Democratic Senator Dick Durbin of Illinois said the move would create 1,000 jobs in the area of Thomson. Federal officials have said that building a new prison instead of buying Thomson would take years and cost about $400 million. State officials estimated that annual operation of the facility would generate more than $122 million in operating expenditures, including salaries and $61 million in local business sales. The prison was fully activated in January 2019.

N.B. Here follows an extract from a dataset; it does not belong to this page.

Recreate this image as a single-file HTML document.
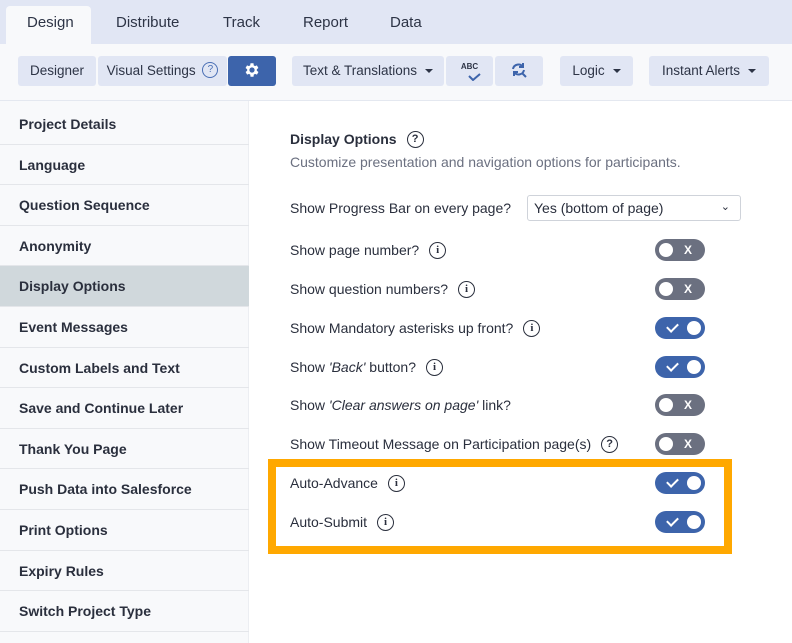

=== Conversion to a low-security institution ===
Following the closure of the Special Management Unit (SMU) at the United States Penitentiary, Lewisburg, the BOP moved the SMU to Thomson. However, following a series of inmate murders in the SMU program and issues related correction staffing, the BOP made the decision to permanently convert USP Thomson into a low-security facility. In March 2023, all high-security inmates were moved to different penitentiaries and by August 2023, the facility began to fill its beds with low-security inmates.

==Notable inmates==
- Kodak Black - serving 46-month sentence for filing paperwork illegally on a handgun. Transferred to Thomson from USP Big Sandy in October 2020; scheduled for release in November 2022; sentence commuted by President Donald Trump on January 20, 2021
- Christopher Jeburk - bank robber and former FBI Ten Most Wanted fugitive serving a life sentence; kidnapped a bank teller and her family, then escaped from prison twice before he could be sentenced for his crimes; transferred from Leavenworth to Atlanta after an officer caught him trying to escape a third time
- John Tomkins - convicted in 2012 of mailing a dozen threatening letters and two pipe bombs to investment firms between 2005 and 2007 as part of a terror campaign aimed at driving up the value of stock he owned; serving a 37-year sentence; scheduled for release in 2038
- Daron Wint - sentenced to life imprisonment in 2018 for the robbery and murder of a family in Washington D.C.; Wint demanded a ransom before restraining and killing the family and their housekeeper.